# Vacation Accrual Rate



## Dream Baby (Aug 4, 2020)

How you accrue vacation is based on how many hours you work.

However does your accrual rate go up after being there five years?

I think I read that somewhere. Thanks.


----------



## Yetive (Aug 4, 2020)




----------



## Anelmi (Aug 4, 2020)

The store TM/Hawaii charts look the exact same. Why are they separated out?


----------



## Dream Baby (Aug 4, 2020)

Thanks!


----------



## Zxy123456 (Aug 4, 2020)

Yetive said:


> View attachment 11079


Stupid question probably but, what is difference between limit and maximum accrual if the limit is 80 hours how can someone go above that to maximum of 120 hours?


----------



## Yetive (Aug 4, 2020)

The accrual limit for the year is how much is actually accrued in a year--poor terminology on Target's part.  
Maximum accrual for anyone is 1.5 times your annual limit.  So, if you accrue 40 hours per year, you can have at most 60 hours banked before you stop accruing.
Make sense?


----------



## redeye58 (Aug 4, 2020)

It's including any unused vay-cay from the previous year.


----------



## Far from newbie (Aug 4, 2020)

thank You for pointing out I have stopped accruing because i am over my limit and we are so short handed I can’t take/use time.  penalized for showing up to work !


----------



## redeye58 (Aug 4, 2020)

Look at what your avg hours worked are (on your paycheck).
Any week where you are below that avg, use some of that vay-cay pay to bump you up to that avg.
It chips away at unused vac & helps you stabilize your weekly pay.


----------



## Yetive (Aug 4, 2020)

Far from newbie said:


> thank You for pointing out I have stopped accruing because i am over my limit and we are so short handed I can’t take/use time.  penalized for showing up to work !

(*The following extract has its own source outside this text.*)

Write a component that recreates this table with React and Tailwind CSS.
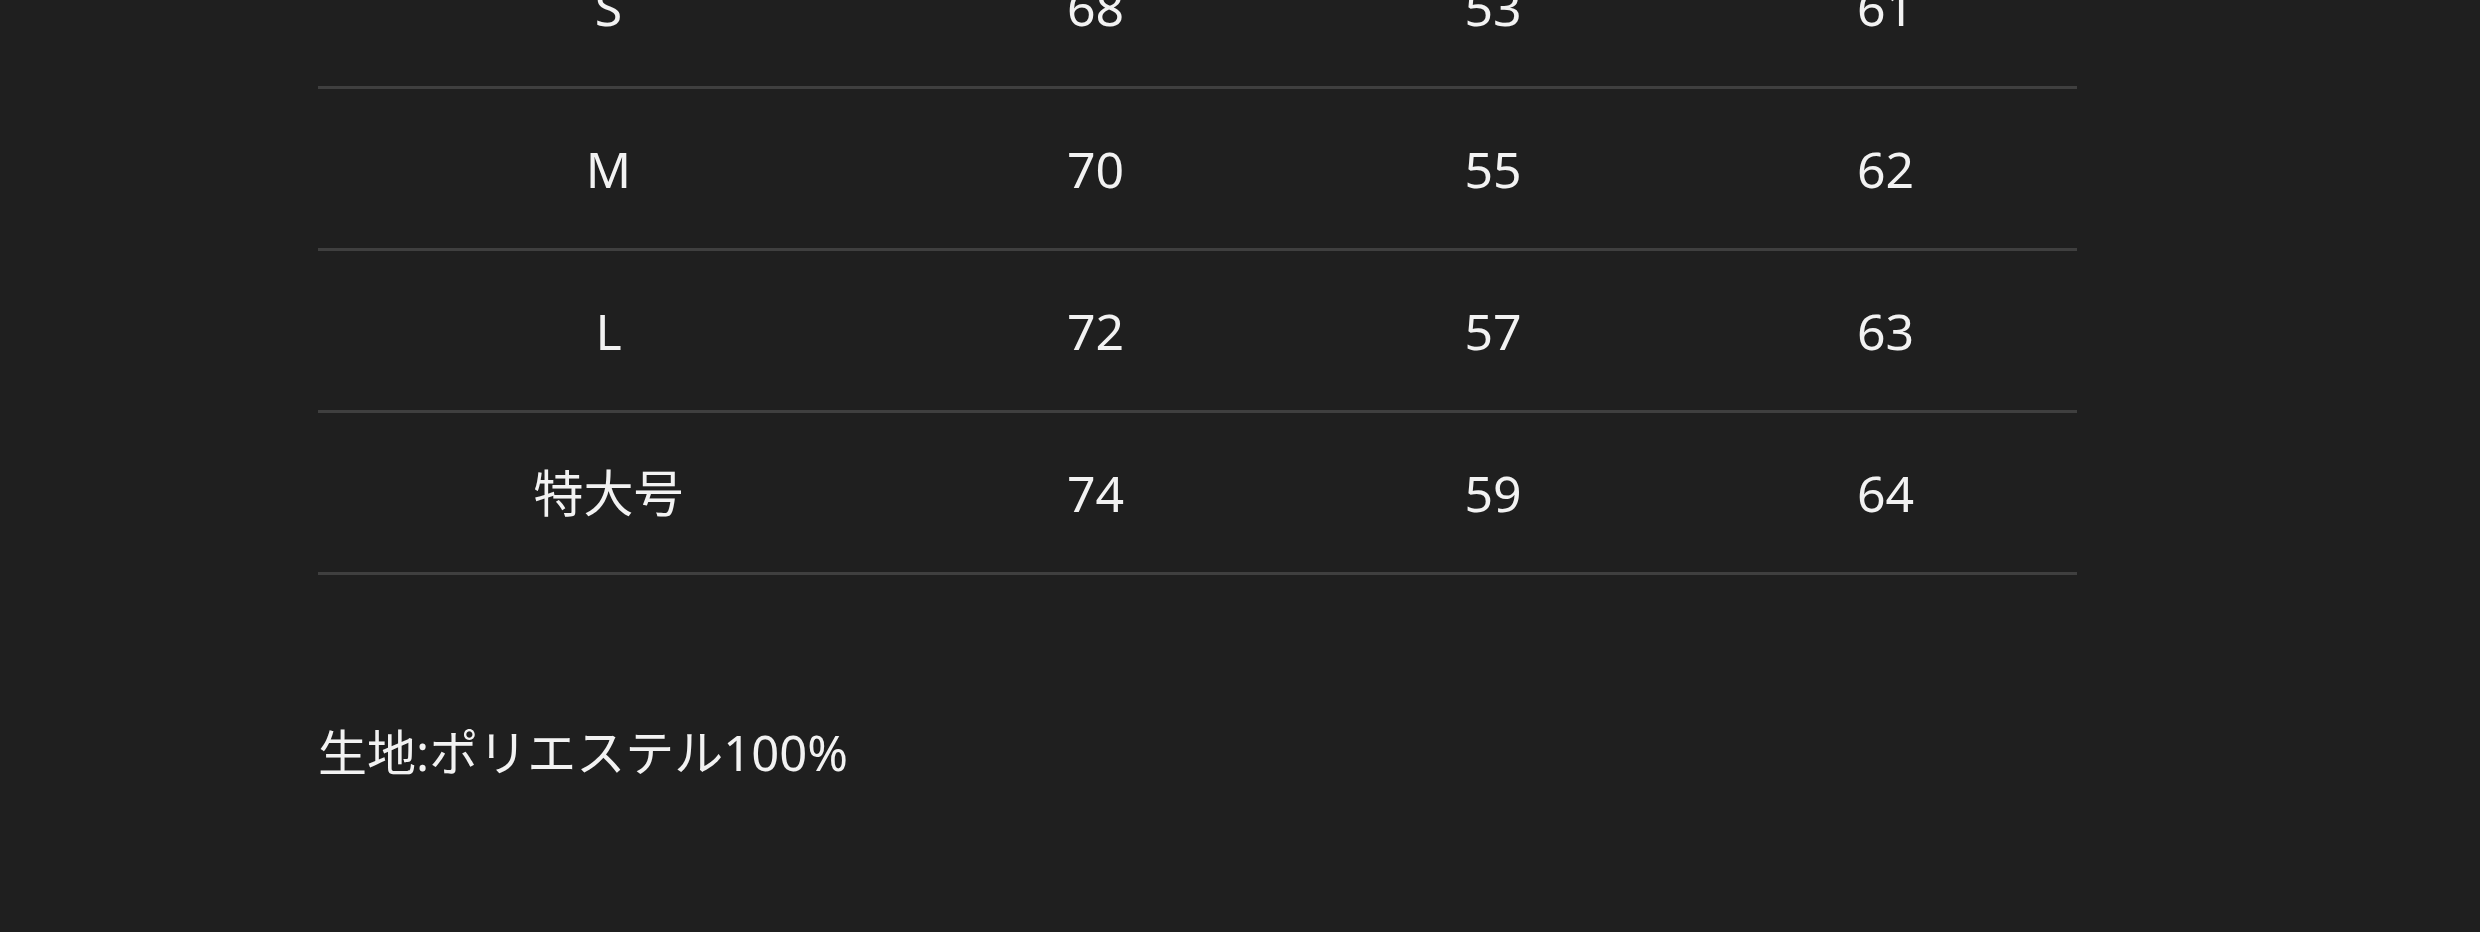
import React from 'react';

const ROWS = [
  ['S', '68', '53', '61'],
  ['M', '70', '55', '62'],
  ['L', '72', '57', '63'],
  ['特大号', '74', '59', '64'],
];

const FONT = "font-['Noto_Sans','Noto_Sans_CJK_JP',sans-serif]";

const SizeRow = ({ cells }) => (
  <div className="grid grid-cols-[581px_393px_402px_383px] h-[162px] border-b-[3px] border-[#3f3f3f]">
    {cells.map((c, i) => (
      <div key={i} className="flex items-center justify-center text-[50px] text-[#f2f2f2] leading-none">
        {c}
      </div>
    ))}
  </div>
);

export default function App() {
  return (
    <div className={`w-[2480px] h-[932px] overflow-hidden bg-[#1f1f1f] ${FONT}`}>
      <div className="ml-[318px] w-[1759px] -mt-[73px]">
        {/* size table */}
        {ROWS.map((r) => (
          <SizeRow key={r[0]} cells={r} />
        ))}

        {/* material note */}
        <p className="mt-[140px] text-[49px] leading-[75px] text-[#f2f2f2]">生地:ポリエステル100%</p>
      </div>
    </div>
  );
}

Due to covid, the max has been raised to twice the amount until the end of the year.  Don't ask, tell them you are taking time off.


----------



## Far from newbie (Aug 4, 2020)

Yetive said:


> Due to covid, the max has been raised to twice the amount until the end of the year.  Don't ask, tell them you are taking time off.


That’s good news, Thank you.  I wish someone at my store knew that.


----------



## Frontlanegirl (Aug 4, 2020)

Yetive said:


> Due to covid, the max has been raised to twice the amount until the end of the year.  Don't ask, tell them you are taking time off.


It’s til the end of January 2021.


----------



## allnew2 (Aug 4, 2020)

I’ve been here for to long lol. Also just used 40h for my vacay last week .


----------



## Yetive (Aug 5, 2020)

Frontlanegirl said:


> It’s til the end of January 2021.


Yes, I should have specified fiscal year.


----------



## jackandcat (Aug 8, 2020)

I recently took an entire week off to use up accumulated vacation time and enjoyed a very pleasant staycation. 

The key is go onto eHR and request your days or weeks off in advance. It may take some assertiveness, but the key is to TELL THEM in eHR of your request to take time off and use your vacation accrual.

Also, if in a given scheduling period your scheduled hours are less than your average weekly hours, you can request on eHR to use vacation hours for pay to "fill up to average hours".  Hope this helps.


----------



## Dream Baby (Aug 9, 2020)

So I just reached my five year anniversary and no one bothered to tell me that my vacation accrual rate doubled.

I got *extra $25* on my paycheck for those five years along with a thank you note from my SD.

My name and the date on the note *were in a different color* than the body of the note so obviously a lot of effort went into it. LMAO.


----------